Hip hop artist Big Reeno implores listeners to “don’t forget Minot” in his new video “The Forgotten Disaster.”
The single was released in June, but this week, the Fargo-area performer unveiled a new video that shows scenes of devastation during the flood.
When downloaded from iTunes, proceeds from the single will benefit Hope Village’s efforts toward rebuilding Minot.
“Water hit three feet high/over previous records/homes washed away in a few seconds/Can you imagine the horror or the fear in a child’s eyes?” Big Reeno chants on the single.
The video opens with the all-to-familiar KX News footage of Mayor Curt Zimbleman.
“We’re going to become a lake. It’s hard … it’s hard to accept,” the mayor says in the video, which then fades into a quiet instrumental as scenes of the immediate flood’s aftermath fill the screen
The video was directed by Matt Philipenko for BlindSpot Production. Philipenko also produced the Hope Village video found here , as well as another upcoming video about volunteer life at Hope Village.
“Reeno and I thought the idea up after I did the first Hope Village video for Pastor Paul [Krueger, director of Hope Village],” Philapenko said in an email. “We just figured this was a way we could lend a hand. Reeno wrote and scored the song and we shot and edited the video.”
The video features Big Reeno in various flood-affected areas of Minot, including inside homes.
“Eight million dollars estimated damages to residential properties/It’s a catastrophe,” he sings.
As Big Reeno sits on the front steps of a flooded home, he spells out facts about the flood in the lyrics:
“Two hundred ten million estimated damages to public structures. It’s going to cost a homeowner over 150 grand to rebuild his home. Sixty to 120 grand if the home can be fixed. Most of these folks are low to medium-income earners that can’t afford this. They need help. And then need help right now.”
For those who wish to assist in the rebuild, Hope Villages provides housing and meals and coordinates job assignments. Hope Villages works with the kind of homeowners Big Reeno talks about – those who are the most vulnerable and who cannot get back into their homes without assistance.
“Everything that you worked for gone/Four thousand buildings destroyed might not sound like a lot/But it is in a small town,” he says in the song.
The flood damaged 4,180 homes, businesses, churches and schools in Minot – affecting quarter of the city’s population.
In the song, Reene sings with Minot children decked out in Summer of Hope T-shirts and educates fans about the flood.
“Sixteen hundred families living in FEMA temp units/Wondering if the world cares/We’re pumping up flares/Yelling to the world we’re still here.”

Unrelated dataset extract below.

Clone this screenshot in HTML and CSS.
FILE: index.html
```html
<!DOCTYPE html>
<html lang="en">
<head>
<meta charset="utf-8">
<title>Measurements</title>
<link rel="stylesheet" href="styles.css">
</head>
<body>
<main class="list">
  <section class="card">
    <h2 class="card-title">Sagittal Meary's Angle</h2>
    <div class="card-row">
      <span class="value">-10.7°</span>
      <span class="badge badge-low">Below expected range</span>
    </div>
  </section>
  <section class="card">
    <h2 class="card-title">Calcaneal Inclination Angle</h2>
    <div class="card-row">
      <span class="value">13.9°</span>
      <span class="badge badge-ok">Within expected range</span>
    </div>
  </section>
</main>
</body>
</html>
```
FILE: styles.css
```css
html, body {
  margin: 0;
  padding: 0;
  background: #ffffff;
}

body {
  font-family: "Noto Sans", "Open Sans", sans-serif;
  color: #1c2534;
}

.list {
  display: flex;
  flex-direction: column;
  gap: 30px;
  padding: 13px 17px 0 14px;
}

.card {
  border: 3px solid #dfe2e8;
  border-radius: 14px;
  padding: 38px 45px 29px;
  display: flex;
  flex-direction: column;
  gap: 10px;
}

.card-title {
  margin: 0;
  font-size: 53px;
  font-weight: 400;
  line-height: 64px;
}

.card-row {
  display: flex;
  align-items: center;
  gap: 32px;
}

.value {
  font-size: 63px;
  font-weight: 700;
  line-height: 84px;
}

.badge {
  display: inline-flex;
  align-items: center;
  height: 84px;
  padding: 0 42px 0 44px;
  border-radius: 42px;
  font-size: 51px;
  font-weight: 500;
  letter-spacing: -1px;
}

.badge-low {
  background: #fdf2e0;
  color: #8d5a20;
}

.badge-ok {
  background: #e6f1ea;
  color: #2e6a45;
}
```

The FEMA numbers have declined a bit since the single was released, but there are still over 1,000 FEMA temporary housing units. Those residents face a deadline to move out of the temporary housing or be forced to pay rent on top of their existing mortgage and repairs on their flood-damaged homes.
Over 15 months later, many other flood survivors still live with family and friends as they struggle to rebuild.
“Every day we’re trying to stay strong, even though the day’s long/Tell the world don’t forget us,” he says.
Big Reeno has been writing and performing music since he was 7. His debut CD “Midwest Heavyweight” was released in 2010, and last year he went on the road with Blizzard Music Tour 2011, which also featured hip hop superstar Nelly.
The song’s refrain summarizes the efforts of Hope Village and the entire Long Term Recovery committee in Minot.
“Help bring an end to the stormy weather of the forgotten disaster/Forget me not/Please forget me not/Don’t forget Minot.”